A esquerda deve reforçar seu posicionamento a cada momento, demonstrando o óbvio de que fora esta agenda liberal que impactou as prateleiras dos supermercados e as mesas dos brasileiros país afora. Foi a esperança de revogação das reformas liberais que levou Lula ao topo das pesquisas, e é esta a rota da vitória eleitoral, independente de qualquer terrorismo de mercado. As chances de vitória, naturalmente, colocam a candidatura de Lula em disputa, e a esquerda deve fazer seu esforço para mantê-la em sua rota vitoriosa.

Logicamente, falamos aqui apenas no aspecto eleitoral do cenário político brasileiro. Isto não implica em ignorar que a política do país não se resume às eleições, sobretudo em um momento em que as urnas se mostram cada vez mais ameaçadas pelo “Partido Fardado”. Ao mesmo tempo, o cenário de ruptura também não chega a nos dar ao luxo de abandonar a luta institucional-eleitoral.

É neste ponto que duas visões preponderantes na esquerda brasileira preocupam. Há duas esquerdas sem chances eleitorais, uma reformista e outra radicalizada, que insistem em ignorar a importância do significado de Lula na disputa de outubro. E há uma esquerda lulista cuja certeza de vitória eleitoral tampou seus olhos para toda a política que se faz no país para além das eleições. Nenhuma das duas parece realmente preparada para um eventual cenário de ruptura cada dia mais real.
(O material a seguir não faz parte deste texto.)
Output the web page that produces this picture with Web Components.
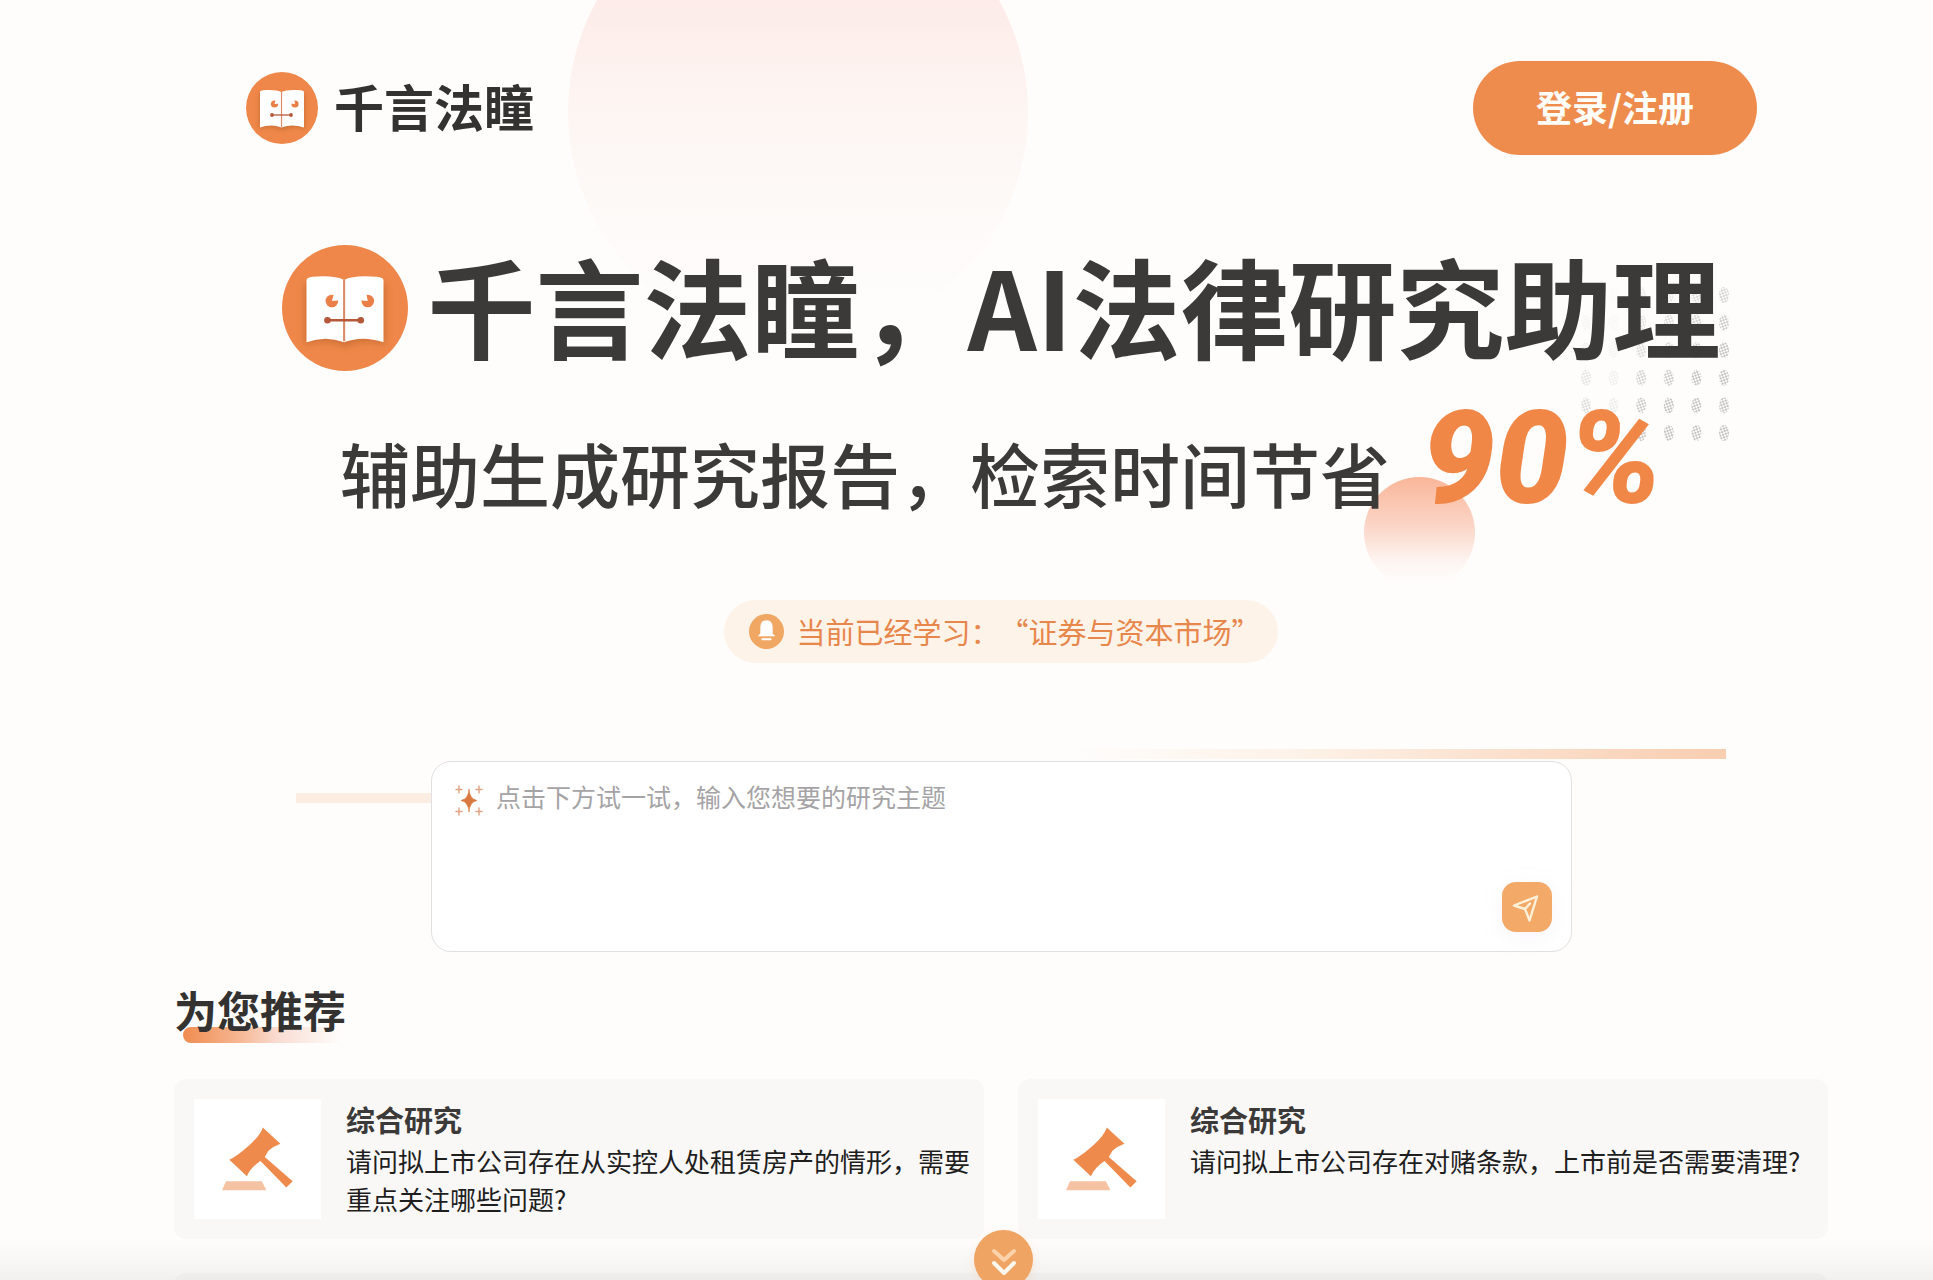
<!DOCTYPE html>
<html lang="zh-CN">
<head>
<meta charset="utf-8">
<title>千言法瞳</title>
<style>
  html, body { margin: 0; height: 100%; }
  body {
    overflow: hidden;
    background: #fefdfc;
    color: #3b3a39;
    font-family: "Noto Sans CJK SC", sans-serif;
  }
</style>
</head>
<body>
<law-home></law-home>

<script>
const define = (name, html, setup) => {
  const template = document.createElement('template');
  template.innerHTML = html;
  customElements.define(name, class extends HTMLElement {
    connectedCallback() {
      if (this.shadowRoot) return;
      this.attachShadow({ mode: 'open' }).append(template.content.cloneNode(true));
      if (setup) setup(this, this.shadowRoot);
    }
  });
};

/* Round book-face logo; its size comes from --size */
define('brand-mark', `
  <style>
    :host { display: block; flex: none; width: var(--size, 72px); height: var(--size, 72px); }
    svg { display: block; width: 100%; height: 100%; }
  </style>
  <svg viewBox="0 0 72 72" aria-hidden="true">
    <defs>
      <filter id="soft" x="-30%" y="-30%" width="160%" height="160%"><feGaussianBlur stdDeviation="2"/></filter>
    </defs>
    <circle cx="36" cy="36" r="36" fill="#ee8749"/>
    <path d="M13 22H59V57Q48 53 36 58Q24 53 13 57Z" fill="#b9622b" opacity=".6" filter="url(#soft)"/>
    <path d="M14 20Q14 18 20 18Q31 17.500 35.500 20Q40 17.500 51 18Q58 18 58 20V55.500Q46 51.500 35.500 55.500Q25 51.500 14 55.500Z" fill="#fff"/>
    <path d="M35.500 20V55" stroke="#d98a68" stroke-width="1.200"/>
    <circle cx="28.500" cy="32" r="3.600" fill="#ea8048"/><path d="M28.500 32L30 27L33.500 31.500Z" fill="#fff"/>
    <circle cx="49" cy="32" r="3.600" fill="#ea8048"/><path d="M49 32L48 27L44.500 31.500Z" fill="#fff"/>
    <path d="M26 43H45" stroke="#b5583a" stroke-width="1.300"/>
    <circle cx="26" cy="43" r="1.900" fill="#b5583a"/><circle cx="45" cy="43" r="1.900" fill="#b5583a"/>
  </svg>`);

define('site-header', `
  <style>
    :host { display: flex; align-items: center; justify-content: space-between; padding: 61px 71px 0 72px; }
    a { display: flex; align-items: center; gap: 16px; color: #333231; text-decoration: none; font-size: 50px; line-height: 68px; font-weight: 700; }
    span { padding-bottom: 6px; }
    button {
      width: 284px; height: 94px; border: 0; border-radius: 47px; padding: 0 0 4px;
      background: #ee8c4e; color: #fffdf8; font: 700 36px/48px "Noto Sans CJK SC", sans-serif;
    }
  </style>
  <a href="#"><brand-mark></brand-mark><span>千言法瞳</span></a>
  <button type="button">登录/注册</button>`);

define('hero-banner', `
  <style>
    :host { display: flex; flex-direction: column; align-items: center; padding-top: 90px; position: relative; }
    h1, p { margin: 0; white-space: nowrap; position: relative; }
    h1 { display: flex; align-items: center; gap: 20px; height: 126px; font-size: 108px; line-height: 126px; font-weight: 700; }
    h1 span { padding-bottom: 8px; }
    brand-mark { --size: 126px; }
    p { display: flex; align-items: baseline; gap: 32px; margin-top: 18px; font-size: 70px; line-height: 140px; font-weight: 500; }
    strong { font: italic 900 130px/140px Roboto, sans-serif; color: #f08747; }
    .grid, .ball { position: absolute; }
    .grid { right: 99px; top: 132px; width: 150px; height: 156px; }
    .ball { right: 353px; top: 322px; width: 111px; height: 111px; border-radius: 50%; background: linear-gradient(#f9b699, #fbd6c8 45%, #fdf4f0 75%, #fefdfc00 95%); }
  </style>
  <svg class="grid" viewBox="0 0 150 156" aria-hidden="true">
    <defs>
      <pattern id="grain" width="4" height="4" patternUnits="userSpaceOnUse" patternTransform="rotate(25)">
        <path d="M0 1H2M2 3H4" stroke="#8b8988" stroke-width="1"/>
      </pattern>
    </defs>
    <g id="dots" fill="url(#grain)"></g>
  </svg>
  <div class="ball"></div>
  <h1><brand-mark></brand-mark><span>千言法瞳，AI法律研究助理</span></h1>
  <p><span>辅助生成研究报告，检索时间节省</span><strong>90%</strong></p>`,
  (host, root) => {
    const dots = root.getElementById('dots');
    for (let row = 0; row < 6; row++) {
      for (let col = 0; col < 6; col++) {
        const dot = document.createElementNS('http://www.w3.org/2000/svg', 'ellipse');
        dot.setAttribute('cx', 7 + col * 27.6);
        dot.setAttribute('cy', 8 + row * 27.6);
        dot.setAttribute('rx', 5);
        dot.setAttribute('ry', 8);
        dot.setAttribute('opacity', Math.min(1, (row + col) / 7) * (col === 1 ? 0.4 : 1));
        dots.append(dot);
      }
    }
  });

define('learn-notice', `
  <style>
    :host { display: flex; align-items: center; gap: 12px; align-self: center; height: 63px; padding: 0 17px 0 25px; border-radius: 32px; background: #fdf3e9; color: #e8874b; font-size: 29px; line-height: 40px; white-space: nowrap; text-spacing-trim: space-all; }
    svg { width: 35px; height: 35px; flex: none; }
    span { padding-bottom: 2px; }
  </style>
  <svg viewBox="0 0 34 34" aria-hidden="true">
    <circle cx="17" cy="17" r="17" fill="#f0a764"/>
    <path d="M17 6C12.500 6 11 9.500 11 13V19L8.500 21.500H25.500L23 19V13C23 9.500 21.500 6 17 6Z" fill="#fff"/>
    <path d="M13 24.500H21" stroke="#fff" stroke-width="2" stroke-linecap="round"/>
  </svg>
  <span><slot></slot></span>`);

define('ask-box', `
  <style>
    :host { display: block; position: relative; padding: 0 256px 0 257px; }
    .streak { position: absolute; height: 10px; }
    .left { left: 122px; width: 160px; top: 32px; background: #fcede2; }
    .right { right: 102px; width: 660px; top: -12px; background: linear-gradient(90deg, #fefdfc00, #fdf2e8 35%, #f8cdb0); }
    form { position: relative; display: flex; box-sizing: border-box; height: 191px; border: 1px solid #e2e0e0; border-radius: 20px; background: #fff; padding: 15px 19px 19px 21px; }
    .spark { flex: none; width: 32px; height: 32px; margin-top: 7px; }
    textarea { flex: 1; min-width: 0; border: 0; outline: 0; resize: none; padding: 0; margin: 0 0 0 11px; background: none; color: #333; font: 400 25px/38px "Noto Sans CJK SC", sans-serif; }
    textarea::placeholder { color: #a5a3a5; opacity: 1; }
    button { align-self: flex-end; flex: none; width: 50px; height: 50px; border: 0; border-radius: 14px; padding: 0; background: #f3a968; box-shadow: 0 4px 16px #f4e9f480; }
    button svg { display: block; }
  </style>
  <div class="streak left"></div><div class="streak right"></div>
  <form>
    <svg class="spark" viewBox="0 0 32 32" fill="#d9793f" aria-hidden="true">
      <path d="M16 5Q16.500 15 24 16.500Q16.500 18 16 28Q15.500 18 8 16.500Q15.500 15 16 5Z" stroke="#d9793f" stroke-width=".6"/>
      <g stroke="#e0a384" stroke-width="1.400" stroke-linecap="round">
        <path d="M6 2V9M3 5.500H9M26 2V9M23 5.500H29M6 24V31M3 27.500H9M26 24V31M23 27.500H29"/>
      </g>
    </svg>
    <textarea aria-label="研究主题" placeholder="点击下方试一试，输入您想要的研究主题"></textarea>
    <button type="button" aria-label="发送">
      <svg viewBox="0 0 50 50" width="50" height="50" fill="none" stroke="#fff0da" stroke-width="2.400" stroke-linejoin="round" stroke-linecap="round">
        <path d="M35 14.500L12 23.500L23 27L27.500 38.500ZM23 27L28 21.500"/>
      </svg>
    </button>
  </form>`);

define('section-title', `
  <style>
    :host { display: flex; }
    h2 { position: relative; margin: 0; font-size: 43px; line-height: 60px; font-weight: 700; color: #333231; }
    h2::before { content: ""; position: absolute; z-index: -1; left: 9px; right: 4px; bottom: -4px; height: 16px; border-radius: 8px; background: linear-gradient(90deg, #f08c50, #f6b691 35%, #f9ddd3 60%, #fefdfc00); }
  </style>
  <h2><slot></slot></h2>`);

define('topic-card', `
  <style>
    :host { display: flex; gap: 25px; box-sizing: border-box; min-width: 0; height: 160px; padding: 20px; border-radius: 12px; background: #f9f8f7; }
    .icon { flex: none; display: grid; place-items: center; width: 127px; height: 120px; background: #fff; }
    .text { flex: 1; min-width: 0; margin-right: -20px; }
    h3, p { margin: 0; }
    h3 { margin-bottom: 3px; font-size: 29px; line-height: 40px; font-weight: 700; color: #3b3a39; }
    p { font-size: 26px; line-height: 38px; color: #1f1e1e; }
  </style>
  <div class="icon">
    <svg viewBox="218 500 214 192" width="71" height="64" aria-hidden="true">
      <path d="M341 501L394 550Q374 557 358 571L347 590L431 663L412 682L334 602Q304 622 293 648L240 598Q262 589 302 553Q334 524 341 501Z" fill="#ee8a4c"/>
      <path d="M230 663H338L352 690H218Z" fill="#f6c2a4"/>
    </svg>
  </div>
  <div class="text"><h3><slot name="title"></slot></h3><p><slot></slot></p></div>`);

define('more-button', `
  <style>
    :host { position: fixed; inset: auto 0 0 0; height: 40px; background: linear-gradient(#00000000, #0000000c); }
    button { position: absolute; left: calc(50% + 7px); top: -10px; width: 59px; height: 59px; border: 0; border-radius: 50%; padding: 0; background: #f0a463; box-shadow: 0 3px 10px #f0a46333; }
    svg { display: block; }
  </style>
  <button type="button" aria-label="查看更多">
    <svg viewBox="0 0 59 59" width="59" height="59" fill="none" stroke-width="4" stroke-linecap="round" stroke-linejoin="round">
      <path d="M20 21L30 30L40 21" stroke="#fbd2a9"/><path d="M20 33L30 43L40 33" stroke="#fff8f0"/>
    </svg>
  </button>`);

define('law-home', `
  <style>
    :host { display: block; position: relative; z-index: 0; height: 100%; overflow: hidden; }
    .glow { position: absolute; z-index: -1; left: 568px; top: -118px; width: 460px; height: 460px; border-radius: 50%; background: linear-gradient(#fdebe8 25%, #fdf5f2 48%, #fdf9f7 68%, #fefdfc00 95%); }
    main { display: flex; flex-direction: column; padding: 0 105px 0 174px; }
    learn-notice { margin-top: 57px; }
    ask-box { margin-top: 98px; }
    section-title { margin-top: 27px; }
    .cards { display: grid; grid-template-columns: 1fr 1fr; gap: 34px; margin-top: 40px; }
    .next { height: 160px; border-radius: 12px; background: #f9f8f7; }
  </style>
  <div class="glow"></div>
  <main>
    <site-header></site-header>
    <hero-banner></hero-banner>
    <learn-notice>当前已经学习：“证券与资本市场”</learn-notice>
    <ask-box></ask-box>
    <section-title>为您推荐</section-title>
    <div class="cards">
      <topic-card><span slot="title">综合研究</span>请问拟上市公司存在从实控人处租赁房产的情形，需要重点关注哪些问题?</topic-card>
      <topic-card><span slot="title">综合研究</span>请问拟上市公司存在对赌条款，上市前是否需要清理?</topic-card>
      <div class="next"></div>
      <div class="next"></div>
    </div>
  </main>
  <more-button></more-button>`);
</script>
</body>
</html>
Nenhuma das duas parece levar o momento histórico que vivemos integralmente a sério.

Este momento exige um trabalho diário e em várias frentes. É importante trabalhar para uma inquestionável vitória de Lula já em primeiro turno. Mas é importante também trabalhar para que esta vitória mantenha sua rota de rechaço à agenda liberal, sob pena da vitória lulista ser um fim em si mesmo, sem sentido político. Ao mesmo tempo, é necessário trabalhar para que haja movimentação e organização popular suficiente para que todo este jogo democrático que jogamos não seja anulado pela força bruta.

Neste cenário, em que nenhuma luta pode se dar ao luxo de ser abandonada, todas as esquerdas têm seu papel e muito trabalho a fazer.